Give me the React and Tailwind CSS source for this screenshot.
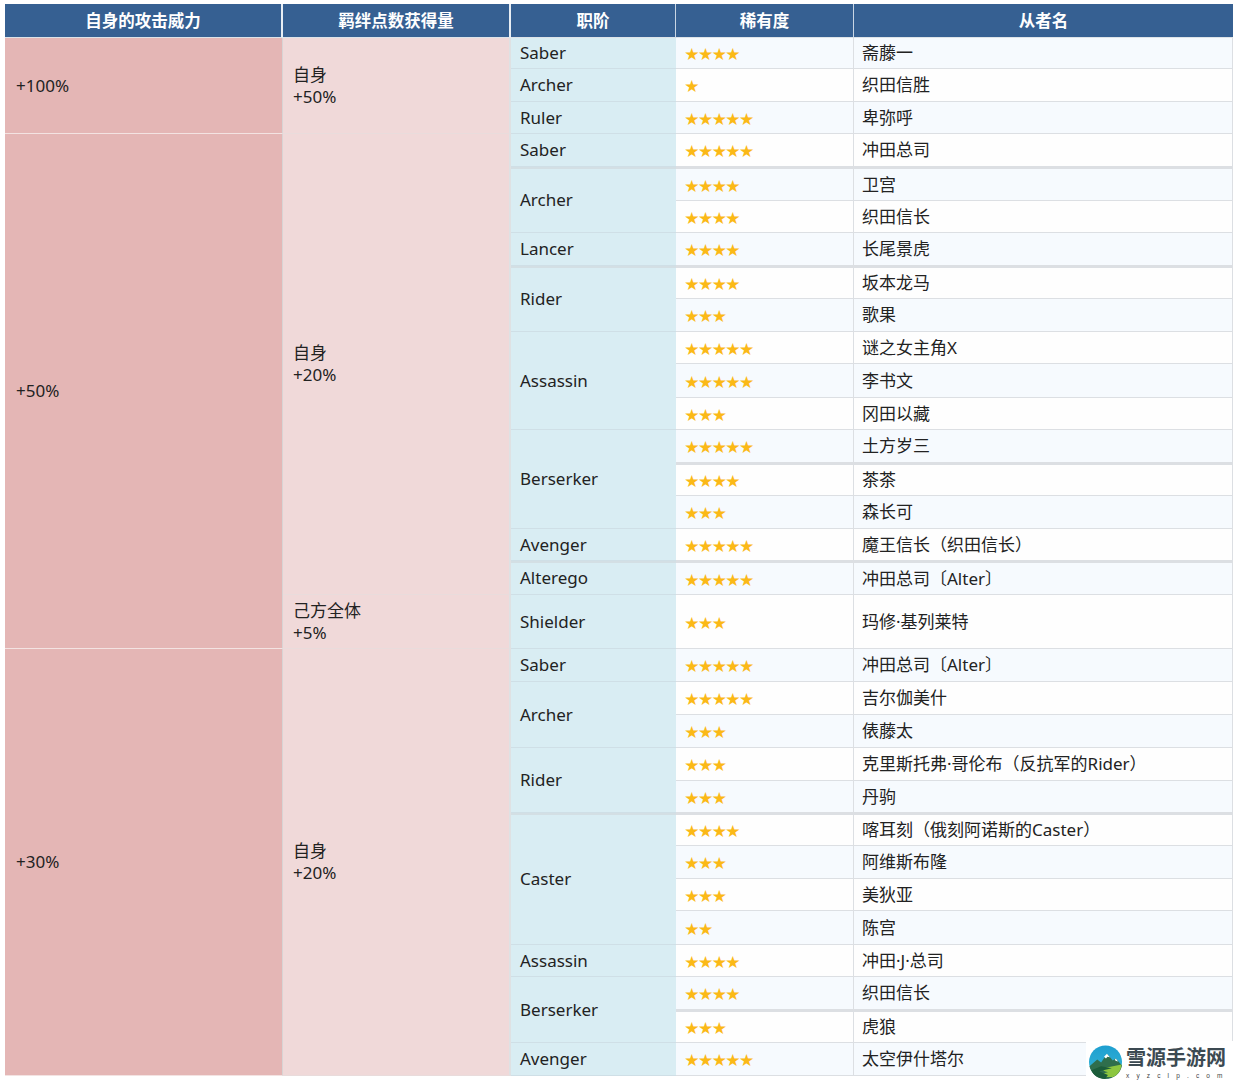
const rows = [
  ["h-[31px]", 4, "斋藤一"],
  ["h-[33px]", 1, "织田信胜"],
  ["h-[32px]", 5, "卑弥呼"],
  ["h-[33px]", 5, "冲田总司"],
  ["h-[34px]", 4, "卫宫", true],
  ["h-[32px]", 4, "织田信长"],
  ["h-[33px]", 4, "长尾景虎"],
  ["h-[33px]", 4, "坂本龙马", true],
  ["h-[33px]", 3, "歌果"],
  ["h-[32px]", 5, "谜之女主角X"],
  ["h-[34px]", 5, "李书文"],
  ["h-[32px]", 3, "冈田以藏"],
  ["h-[33px]", 5, "土方岁三"],
  ["h-[33px]", 4, "茶茶", true],
  ["h-[33px]", 3, "森长可"],
  ["h-[32px]", 5, "魔王信长（织田信长）"],
  ["h-[34px]", 5, "冲田总司〔Alter〕", true],
  ["h-[54px]", 3, "玛修·基列莱特"],
  ["h-[33px]", 5, "冲田总司〔Alter〕"],
  ["h-[33px]", 5, "吉尔伽美什"],
  ["h-[33px]", 3, "俵藤太"],
  ["h-[33px]", 3, "克里斯托弗·哥伦布（反抗军的Rider）"],
  ["h-[32px]", 3, "丹驹"],
  ["h-[33px]", 4, "喀耳刻（俄刻阿诺斯的Caster）", true],
  ["h-[33px]", 3, "阿维斯布隆"],
  ["h-[32px]", 3, "美狄亚"],
  ["h-[34px]", 2, "陈宫"],
  ["h-[32px]", 4, "冲田·J·总司"],
  ["h-[33px]", 4, "织田信长"],
  ["h-[33px]", 3, "虎狼", true],
  ["h-[33px]", 5, "太空伊什塔尔"],
];

const classes = {
  0: ["Saber", 1], 1: ["Archer", 1], 2: ["Ruler", 1], 3: ["Saber", 1],
  4: ["Archer", 2, true], 6: ["Lancer", 1], 7: ["Rider", 2, true], 9: ["Assassin", 3],
  12: ["Berserker", 3], 15: ["Avenger", 1], 16: ["Alterego", 1, true], 17: ["Shielder", 1],
  18: ["Saber", 1], 19: ["Archer", 2], 21: ["Rider", 2], 23: ["Caster", 4, true],
  27: ["Assassin", 1], 28: ["Berserker", 2], 30: ["Avenger", 1],
};

const attack = {
  0: ["+100%", 3],
  3: ["+50%", 15],
  18: ["+30%", 13],
};

const bond = {
  0: ["自身", "+50%", 3],
  3: ["自身", "+20%", 14],
  17: ["己方全体", "+5%", 1],
  18: ["自身", "+20%", 13],
};

function Logo() {
  return (
    <div className="absolute right-0 bottom-0 flex h-[39px] w-[148px] items-start bg-white pt-[4px] pl-[2px]">
      <svg width="35" height="34" viewBox="0 0 35 35" className="shrink-0">
        <defs>
          <linearGradient id="sky" x1="0" y1="0" x2="0" y2="1">
            <stop offset="0" stopColor="#1f9fd0" />
            <stop offset="1" stopColor="#35b6d6" />
          </linearGradient>
        </defs>
        <circle cx="17.5" cy="17.5" r="17" fill="url(#sky)" />
        <path d="M1 22 L9 15 L13 18 L19 9 L25 16 L28 14 L34.5 21 C33 29 26 35 17.5 35 C9 35 2.5 29 1 22Z" fill="#2f6e4c" />
        <path d="M16 12 L19 9 L22 12.5 L19.5 12 L18 14Z" fill="#ffffff" />
        <path d="M27 15.5 L28 14 L30.5 17 L28.5 16.5Z" fill="#ffffff" />
        <path d="M15 24 L34 20 C33.5 26 30 31 25 33 L15 33 C12 31 14 29 20 28 C16 27 14 26 15 24Z" fill="#8cc63f" />
        <path d="M3 26 L13 22 L24 24 L11 27 L20 31 L17 35 C10 35 5 31 3 26Z" fill="#1c5c3a" />
      </svg>
      <div className="ml-[3px] flex flex-col">
        <span className="font-['Noto_Sans_CJK_SC',sans-serif] text-[20px] leading-[24px] font-bold whitespace-nowrap text-[#3c4a52]">雪源手游网</span>
        <span className="mt-[3px] font-['Liberation_Sans',sans-serif] text-[6.5px] leading-[8px] tracking-[1.1em] whitespace-nowrap text-[#444]">xyzclp.com</span>
      </div>
    </div>
  );
}

export default function App() {
  return (
    <div className="relative h-[1080px] w-[1234px] overflow-hidden bg-white pt-1 pl-[5px] font-['Noto_Sans','Noto_Sans_CJK_SC',sans-serif] text-[17px] leading-[22px] text-[#222]">
      <table className="w-[1228px] table-fixed border-separate border-spacing-0">
        <colgroup>
          <col className="w-[278px]" />
          <col className="w-[228px]" />
          <col className="w-[165px]" />
          <col className="w-[178px]" />
          <col className="w-[379px]" />
        </colgroup>
        <thead>
          <tr className="h-[34px] bg-[#366092] text-center text-[16.5px] font-bold text-white">
            <th className="border-r-2 border-b border-r-[#e8eef4] border-b-[#dde3e8] p-0">自身的攻击威力</th>
            <th className="border-r-2 border-b border-r-[#e8eef4] border-b-[#dde3e8] p-0">羁绊点数获得量</th>
            <th className="border-r border-b border-r-[#c9d6e4] border-b-[#dde3e8] p-0">职阶</th>
            <th className="border-r border-b border-r-[#c9d6e4] border-b-[#dde3e8] p-0">稀有度</th>
            <th className="border-b border-b-[#dde3e8] p-0">从者名</th>
          </tr>
        </thead>
        <tbody>
          {rows.map(([h, stars, name, thick], i) => {
            const stripe = i % 2 === 0 ? "bg-[#f6fafe]" : "bg-[#fefefe]";
            const top = thick ? "border-t-2 border-t-[#dcdfe3]" : "";
            return (
              <tr key={i} className={h}>
                {attack[i] && (
                  <td rowSpan={attack[i][1]} className="border-r border-b border-r-[#d8d4d4] border-b-[#f3e3e2] bg-[#e4b6b5] p-0 pl-[11px]">
                    {attack[i][0]}
                  </td>
                )}
                {bond[i] && (
                  <td rowSpan={bond[i][2]} className="border-r-2 border-b border-r-[#dfe1e3] border-b-[#e9dcdc] bg-[#f0d9d9] p-0 pl-[10px]">
                    <div>{bond[i][0]}</div>
                    <div>{bond[i][1]}</div>
                  </td>
                )}
                {classes[i] && (
                  <td rowSpan={classes[i][1]} className={`border-b border-b-[#cfdfe6] bg-[#d9edf3] p-0 pl-[9px] ${classes[i][2] ? "border-t-2 border-t-[#d3dfe4] pb-[2px]" : ""}`}>
                    {classes[i][0]}
                  </td>
                )}
                <td className={`border-r border-b border-r-[#dcdfe3] border-b-[#dcdfe3] p-0 pl-[9px] font-['Noto_Sans_CJK_SC',sans-serif] text-[13.7px] leading-[20px] text-[#fbb917] ${stripe} ${top}`}>
                  {"★".repeat(stars)}
                </td>
                <td className={`border-r border-b border-r-[#dcdfe3] border-b-[#dcdfe3] p-0 pl-[8px] whitespace-nowrap ${stripe} ${top}`}>
                  {name}
                </td>
              </tr>
            );
          })}
        </tbody>
      </table>
      <Logo />
    </div>
  );
}
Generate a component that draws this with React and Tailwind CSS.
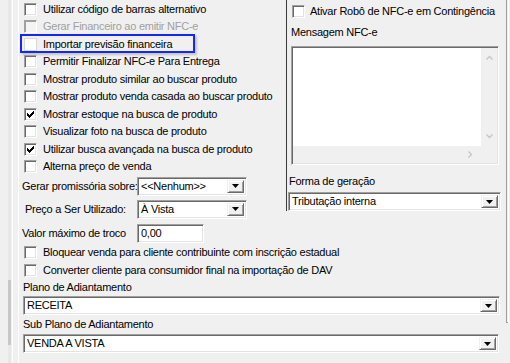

◆ **Stated task**
Reproduce each record from above exactly; pictures do not belong in the copy.

◆ **Full output**
Give me the React and Tailwind CSS source for this screenshot.
const rows = [
  ["h-[31px]", 4, "斋藤一"],
  ["h-[33px]", 1, "织田信胜"],
  ["h-[32px]", 5, "卑弥呼"],
  ["h-[33px]", 5, "冲田总司"],
  ["h-[34px]", 4, "卫宫", true],
  ["h-[32px]", 4, "织田信长"],
  ["h-[33px]", 4, "长尾景虎"],
  ["h-[33px]", 4, "坂本龙马", true],
  ["h-[33px]", 3, "歌果"],
  ["h-[32px]", 5, "谜之女主角X"],
  ["h-[34px]", 5, "李书文"],
  ["h-[32px]", 3, "冈田以藏"],
  ["h-[33px]", 5, "土方岁三"],
  ["h-[33px]", 4, "茶茶", true],
  ["h-[33px]", 3, "森长可"],
  ["h-[32px]", 5, "魔王信长（织田信长）"],
  ["h-[34px]", 5, "冲田总司〔Alter〕", true],
  ["h-[54px]", 3, "玛修·基列莱特"],
  ["h-[33px]", 5, "冲田总司〔Alter〕"],
  ["h-[33px]", 5, "吉尔伽美什"],
  ["h-[33px]", 3, "俵藤太"],
  ["h-[33px]", 3, "克里斯托弗·哥伦布（反抗军的Rider）"],
  ["h-[32px]", 3, "丹驹"],
  ["h-[33px]", 4, "喀耳刻（俄刻阿诺斯的Caster）", true],
  ["h-[33px]", 3, "阿维斯布隆"],
  ["h-[32px]", 3, "美狄亚"],
  ["h-[34px]", 2, "陈宫"],
  ["h-[32px]", 4, "冲田·J·总司"],
  ["h-[33px]", 4, "织田信长"],
  ["h-[33px]", 3, "虎狼", true],
  ["h-[33px]", 5, "太空伊什塔尔"],
];

const classes = {
  0: ["Saber", 1], 1: ["Archer", 1], 2: ["Ruler", 1], 3: ["Saber", 1],
  4: ["Archer", 2, true], 6: ["Lancer", 1], 7: ["Rider", 2, true], 9: ["Assassin", 3],
  12: ["Berserker", 3], 15: ["Avenger", 1], 16: ["Alterego", 1, true], 17: ["Shielder", 1],
  18: ["Saber", 1], 19: ["Archer", 2], 21: ["Rider", 2], 23: ["Caster", 4, true],
  27: ["Assassin", 1], 28: ["Berserker", 2], 30: ["Avenger", 1],
};

const attack = {
  0: ["+100%", 3],
  3: ["+50%", 15],
  18: ["+30%", 13],
};

const bond = {
  0: ["自身", "+50%", 3],
  3: ["自身", "+20%", 14],
  17: ["己方全体", "+5%", 1],
  18: ["自身", "+20%", 13],
};

function Logo() {
  return (
    <div className="absolute right-0 bottom-0 flex h-[39px] w-[148px] items-start bg-white pt-[4px] pl-[2px]">
      <svg width="35" height="34" viewBox="0 0 35 35" className="shrink-0">
        <defs>
          <linearGradient id="sky" x1="0" y1="0" x2="0" y2="1">
            <stop offset="0" stopColor="#1f9fd0" />
            <stop offset="1" stopColor="#35b6d6" />
          </linearGradient>
        </defs>
        <circle cx="17.5" cy="17.5" r="17" fill="url(#sky)" />
        <path d="M1 22 L9 15 L13 18 L19 9 L25 16 L28 14 L34.5 21 C33 29 26 35 17.5 35 C9 35 2.5 29 1 22Z" fill="#2f6e4c" />
        <path d="M16 12 L19 9 L22 12.5 L19.5 12 L18 14Z" fill="#ffffff" />
        <path d="M27 15.5 L28 14 L30.5 17 L28.5 16.5Z" fill="#ffffff" />
        <path d="M15 24 L34 20 C33.5 26 30 31 25 33 L15 33 C12 31 14 29 20 28 C16 27 14 26 15 24Z" fill="#8cc63f" />
        <path d="M3 26 L13 22 L24 24 L11 27 L20 31 L17 35 C10 35 5 31 3 26Z" fill="#1c5c3a" />
      </svg>
      <div className="ml-[3px] flex flex-col">
        <span className="font-['Noto_Sans_CJK_SC',sans-serif] text-[20px] leading-[24px] font-bold whitespace-nowrap text-[#3c4a52]">雪源手游网</span>
        <span className="mt-[3px] font-['Liberation_Sans',sans-serif] text-[6.5px] leading-[8px] tracking-[1.1em] whitespace-nowrap text-[#444]">xyzclp.com</span>
      </div>
    </div>
  );
}

export default function App() {
  return (
    <div className="relative h-[1080px] w-[1234px] overflow-hidden bg-white pt-1 pl-[5px] font-['Noto_Sans','Noto_Sans_CJK_SC',sans-serif] text-[17px] leading-[22px] text-[#222]">
      <table className="w-[1228px] table-fixed border-separate border-spacing-0">
        <colgroup>
          <col className="w-[278px]" />
          <col className="w-[228px]" />
          <col className="w-[165px]" />
          <col className="w-[178px]" />
          <col className="w-[379px]" />
        </colgroup>
        <thead>
          <tr className="h-[34px] bg-[#366092] text-center text-[16.5px] font-bold text-white">
            <th className="border-r-2 border-b border-r-[#e8eef4] border-b-[#dde3e8] p-0">自身的攻击威力</th>
            <th className="border-r-2 border-b border-r-[#e8eef4] border-b-[#dde3e8] p-0">羁绊点数获得量</th>
            <th className="border-r border-b border-r-[#c9d6e4] border-b-[#dde3e8] p-0">职阶</th>
            <th className="border-r border-b border-r-[#c9d6e4] border-b-[#dde3e8] p-0">稀有度</th>
            <th className="border-b border-b-[#dde3e8] p-0">从者名</th>
          </tr>
        </thead>
        <tbody>
          {rows.map(([h, stars, name, thick], i) => {
            const stripe = i % 2 === 0 ? "bg-[#f6fafe]" : "bg-[#fefefe]";
            const top = thick ? "border-t-2 border-t-[#dcdfe3]" : "";
            return (
              <tr key={i} className={h}>
                {attack[i] && (
                  <td rowSpan={attack[i][1]} className="border-r border-b border-r-[#d8d4d4] border-b-[#f3e3e2] bg-[#e4b6b5] p-0 pl-[11px]">
                    {attack[i][0]}
                  </td>
                )}
                {bond[i] && (
                  <td rowSpan={bond[i][2]} className="border-r-2 border-b border-r-[#dfe1e3] border-b-[#e9dcdc] bg-[#f0d9d9] p-0 pl-[10px]">
                    <div>{bond[i][0]}</div>
                    <div>{bond[i][1]}</div>
                  </td>
                )}
                {classes[i] && (
                  <td rowSpan={classes[i][1]} className={`border-b border-b-[#cfdfe6] bg-[#d9edf3] p-0 pl-[9px] ${classes[i][2] ? "border-t-2 border-t-[#d3dfe4] pb-[2px]" : ""}`}>
                    {classes[i][0]}
                  </td>
                )}
                <td className={`border-r border-b border-r-[#dcdfe3] border-b-[#dcdfe3] p-0 pl-[9px] font-['Noto_Sans_CJK_SC',sans-serif] text-[13.7px] leading-[20px] text-[#fbb917] ${stripe} ${top}`}>
                  {"★".repeat(stars)}
                </td>
                <td className={`border-r border-b border-r-[#dcdfe3] border-b-[#dcdfe3] p-0 pl-[8px] whitespace-nowrap ${stripe} ${top}`}>
                  {name}
                </td>
              </tr>
            );
          })}
        </tbody>
      </table>
      <Logo />
    </div>
  );
}
Generate a component that draws this with React and Tailwind CSS.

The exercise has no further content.